Problem >> Retype the whole listing verbatim and keep the pictures out of it.

Data block >>
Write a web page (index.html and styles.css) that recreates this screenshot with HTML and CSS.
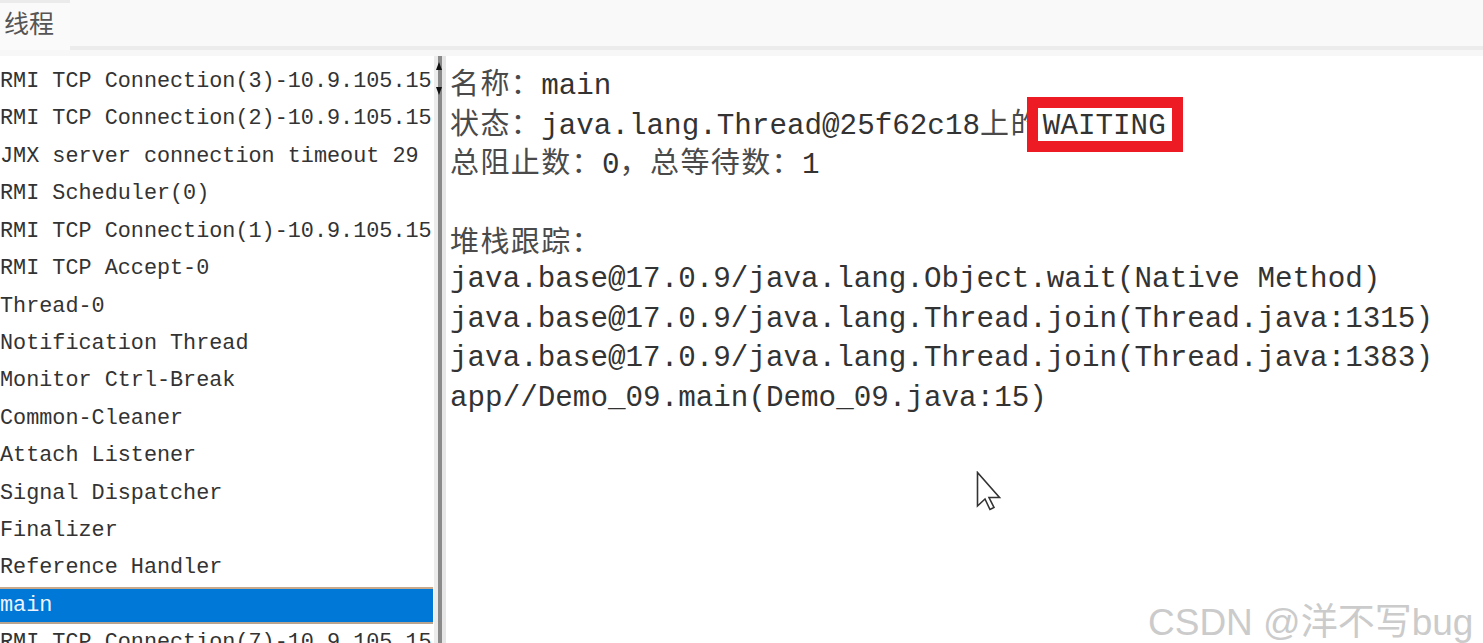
FILE: index.html
```html
<!DOCTYPE html>
<html lang="zh">
<head>
<meta charset="utf-8">
<title>线程</title>
<link rel="stylesheet" href="styles.css">
</head>
<body>
<div class="app">
  <div class="header">
    <div class="tab">线程</div>
    <div class="tabfill"></div>
  </div>
  <div class="strip"></div>
  <div class="main">
    <ul class="list">
      <li>RMI TCP Connection(3)-10.9.105.15</li>
      <li>RMI TCP Connection(2)-10.9.105.15</li>
      <li>JMX server connection timeout 29</li>
      <li>RMI Scheduler(0)</li>
      <li>RMI TCP Connection(1)-10.9.105.15</li>
      <li>RMI TCP Accept-0</li>
      <li>Thread-0</li>
      <li>Notification Thread</li>
      <li>Monitor Ctrl-Break</li>
      <li>Common-Cleaner</li>
      <li>Attach Listener</li>
      <li>Signal Dispatcher</li>
      <li>Finalizer</li>
      <li>Reference Handler</li>
      <li class="selected">main</li>
      <li>RMI TCP Connection(7)-10.9.105.15</li>
    </ul>
    <div class="divider">
      <span class="arrow up"></span>
      <span class="arrow down"></span>
    </div>
    <div class="detail">
      <div class="line"><span class="cjk">名称：</span>main</div>
      <div class="line"><span class="cjk">状态：</span>java.lang.Thread@25f62c18<span class="cjk">上的</span><span class="mark">WAITING</span></div>
      <div class="line"><span class="cjk">总阻止数：</span>0<span class="cjk">，总等待数：</span>1</div>
      <div class="line"></div>
      <div class="line"><span class="cjk">堆栈跟踪：</span></div>
      <div class="line">java.base@17.0.9/java.lang.Object.wait(Native Method)</div>
      <div class="line">java.base@17.0.9/java.lang.Thread.join(Thread.java:1315)</div>
      <div class="line">java.base@17.0.9/java.lang.Thread.join(Thread.java:1383)</div>
      <div class="line">app//Demo_09.main(Demo_09.java:15)</div>
    </div>
  </div>
  <svg class="cursor" width="26" height="40" viewBox="0 0 26 40">
    <path d="M1.5 1.5 L1.5 35 L9 28 L14 38.5 L18 36.5 L13 26.5 L23.5 26.5 Z" fill="#fff" stroke="#333" stroke-width="1.6" stroke-linejoin="miter"/>
  </svg>
  <div class="watermark">CSDN @洋不写bug</div>
</div>
</body>
</html>
```
FILE: styles.css
```css
html, body {
  margin: 0;
  padding: 0;
  background: #fff;
}
body {
  width: 1483px;
  height: 643px;
  overflow: hidden;
}
.app {
  position: relative;
  width: 1483px;
  height: 643px;
  overflow: hidden;
  display: flex;
  flex-direction: column;
}
.header {
  height: 50px;
  display: flex;
  background: #f9f9f9;
  flex: none;
}
.tab {
  width: 70px;
  box-sizing: border-box;
  border-top: 3px solid #ebebeb;
  padding-left: 4px;
  font-family: "Noto Sans CJK SC", sans-serif;
  font-size: 25px;
  line-height: 38px;
  color: #555;
  background: #fafafa;
}
.tabfill {
  flex: 1;
  border-bottom: 4px solid #ececec;
}
.strip {
  height: 6px;
  background: #f7f7f7;
  flex: none;
}
.main {
  flex: 1;
  display: flex;
  min-height: 0;
}
.list {
  list-style: none;
  margin: 0;
  padding: 7px 0 0 0;
  width: 434px;
  flex: none;
  font-family: "Liberation Mono", monospace;
  font-size: 21.8px;
  color: #333;
}
.list li {
  height: 37.43px;
  line-height: 37.43px;
  white-space: nowrap;
  box-sizing: border-box;
  width: 433px;
}
.list li.selected {
  background: #0078d7;
  color: #eef4ff;
  border-top: 2px solid #c9a98c;
  border-bottom: 2px solid #b9a48f;
  line-height: 33.43px;
}
.divider {
  position: relative;
  width: 4px;
  flex: none;
  background: #8a8a8a;
  border-left: 4px solid #ececec;
  border-right: 4px solid #e6e6e6;
}
.arrow {
  position: absolute;
  left: -2px;
  width: 0;
  height: 0;
  border-left: 3px solid transparent;
  border-right: 3px solid transparent;
}
.arrow.up {
  top: 6px;
  border-bottom: 8px solid #111;
}
.arrow.down {
  top: 31px;
  border-top: 8px solid #111;
}
.detail {
  flex: 1;
  padding: 6px 0 0 4px;
  font-family: "Liberation Mono", monospace;
  font-size: 29.25px;
  color: #333;
}
.line {
  height: 39.6px;
  line-height: 39.6px;
  white-space: nowrap;
}
.cjk {
  font-family: "Noto Sans CJK SC", sans-serif;
  letter-spacing: 1.4px;
  color: #4a4a4a;
  font-size: 29px;
}
.mark {
  position: relative;
  margin-left: 2px;
}
.mark::after {
  content: "";
  position: absolute;
  left: -16px;
  right: -17px;
  top: -13px;
  bottom: -9px;
  border: 11px solid #ed1c24;
}
.cursor {
  position: absolute;
  left: 976px;
  top: 471px;
}
.watermark {
  position: absolute;
  left: 1148px;
  top: 600px;
  font-family: "Liberation Sans", "Noto Sans CJK SC", sans-serif;
  font-size: 37px;
  line-height: 46px;
  color: #cbcbcb;
  white-space: nowrap;
}
```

Solution >>
Write a web page (index.html and styles.css) that recreates this screenshot with HTML and CSS.
FILE: index.html
```html
<!DOCTYPE html>
<html lang="zh">
<head>
<meta charset="utf-8">
<title>线程</title>
<link rel="stylesheet" href="styles.css">
</head>
<body>
<div class="app">
  <div class="header">
    <div class="tab">线程</div>
    <div class="tabfill"></div>
  </div>
  <div class="strip"></div>
  <div class="main">
    <ul class="list">
      <li>RMI TCP Connection(3)-10.9.105.15</li>
      <li>RMI TCP Connection(2)-10.9.105.15</li>
      <li>JMX server connection timeout 29</li>
      <li>RMI Scheduler(0)</li>
      <li>RMI TCP Connection(1)-10.9.105.15</li>
      <li>RMI TCP Accept-0</li>
      <li>Thread-0</li>
      <li>Notification Thread</li>
      <li>Monitor Ctrl-Break</li>
      <li>Common-Cleaner</li>
      <li>Attach Listener</li>
      <li>Signal Dispatcher</li>
      <li>Finalizer</li>
      <li>Reference Handler</li>
      <li class="selected">main</li>
      <li>RMI TCP Connection(7)-10.9.105.15</li>
    </ul>
    <div class="divider">
      <span class="arrow up"></span>
      <span class="arrow down"></span>
    </div>
    <div class="detail">
      <div class="line"><span class="cjk">名称：</span>main</div>
      <div class="line"><span class="cjk">状态：</span>java.lang.Thread@25f62c18<span class="cjk">上的</span><span class="mark">WAITING</span></div>
      <div class="line"><span class="cjk">总阻止数：</span>0<span class="cjk">，总等待数：</span>1</div>
      <div class="line"></div>
      <div class="line"><span class="cjk">堆栈跟踪：</span></div>
      <div class="line">java.base@17.0.9/java.lang.Object.wait(Native Method)</div>
      <div class="line">java.base@17.0.9/java.lang.Thread.join(Thread.java:1315)</div>
      <div class="line">java.base@17.0.9/java.lang.Thread.join(Thread.java:1383)</div>
      <div class="line">app//Demo_09.main(Demo_09.java:15)</div>
    </div>
  </div>
  <svg class="cursor" width="26" height="40" viewBox="0 0 26 40">
    <path d="M1.5 1.5 L1.5 35 L9 28 L14 38.5 L18 36.5 L13 26.5 L23.5 26.5 Z" fill="#fff" stroke="#333" stroke-width="1.6" stroke-linejoin="miter"/>
  </svg>
  <div class="watermark">CSDN @洋不写bug</div>
</div>
</body>
</html>
```
FILE: styles.css
```css
html, body {
  margin: 0;
  padding: 0;
  background: #fff;
}
body {
  width: 1483px;
  height: 643px;
  overflow: hidden;
}
.app {
  position: relative;
  width: 1483px;
  height: 643px;
  overflow: hidden;
  display: flex;
  flex-direction: column;
}
.header {
  height: 50px;
  display: flex;
  background: #f9f9f9;
  flex: none;
}
.tab {
  width: 70px;
  box-sizing: border-box;
  border-top: 3px solid #ebebeb;
  padding-left: 4px;
  font-family: "Noto Sans CJK SC", sans-serif;
  font-size: 25px;
  line-height: 38px;
  color: #555;
  background: #fafafa;
}
.tabfill {
  flex: 1;
  border-bottom: 4px solid #ececec;
}
.strip {
  height: 6px;
  background: #f7f7f7;
  flex: none;
}
.main {
  flex: 1;
  display: flex;
  min-height: 0;
}
.list {
  list-style: none;
  margin: 0;
  padding: 7px 0 0 0;
  width: 434px;
  flex: none;
  font-family: "Liberation Mono", monospace;
  font-size: 21.8px;
  color: #333;
}
.list li {
  height: 37.43px;
  line-height: 37.43px;
  white-space: nowrap;
  box-sizing: border-box;
  width: 433px;
}
.list li.selected {
  background: #0078d7;
  color: #eef4ff;
  border-top: 2px solid #c9a98c;
  border-bottom: 2px solid #b9a48f;
  line-height: 33.43px;
}
.divider {
  position: relative;
  width: 4px;
  flex: none;
  background: #8a8a8a;
  border-left: 4px solid #ececec;
  border-right: 4px solid #e6e6e6;
}
.arrow {
  position: absolute;
  left: -2px;
  width: 0;
  height: 0;
  border-left: 3px solid transparent;
  border-right: 3px solid transparent;
}
.arrow.up {
  top: 6px;
  border-bottom: 8px solid #111;
}
.arrow.down {
  top: 31px;
  border-top: 8px solid #111;
}
.detail {
  flex: 1;
  padding: 6px 0 0 4px;
  font-family: "Liberation Mono", monospace;
  font-size: 29.25px;
  color: #333;
}
.line {
  height: 39.6px;
  line-height: 39.6px;
  white-space: nowrap;
}
.cjk {
  font-family: "Noto Sans CJK SC", sans-serif;
  letter-spacing: 1.4px;
  color: #4a4a4a;
  font-size: 29px;
}
.mark {
  position: relative;
  margin-left: 2px;
}
.mark::after {
  content: "";
  position: absolute;
  left: -16px;
  right: -17px;
  top: -13px;
  bottom: -9px;
  border: 11px solid #ed1c24;
}
.cursor {
  position: absolute;
  left: 976px;
  top: 471px;
}
.watermark {
  position: absolute;
  left: 1148px;
  top: 600px;
  font-family: "Liberation Sans", "Noto Sans CJK SC", sans-serif;
  font-size: 37px;
  line-height: 46px;
  color: #cbcbcb;
  white-space: nowrap;
}
```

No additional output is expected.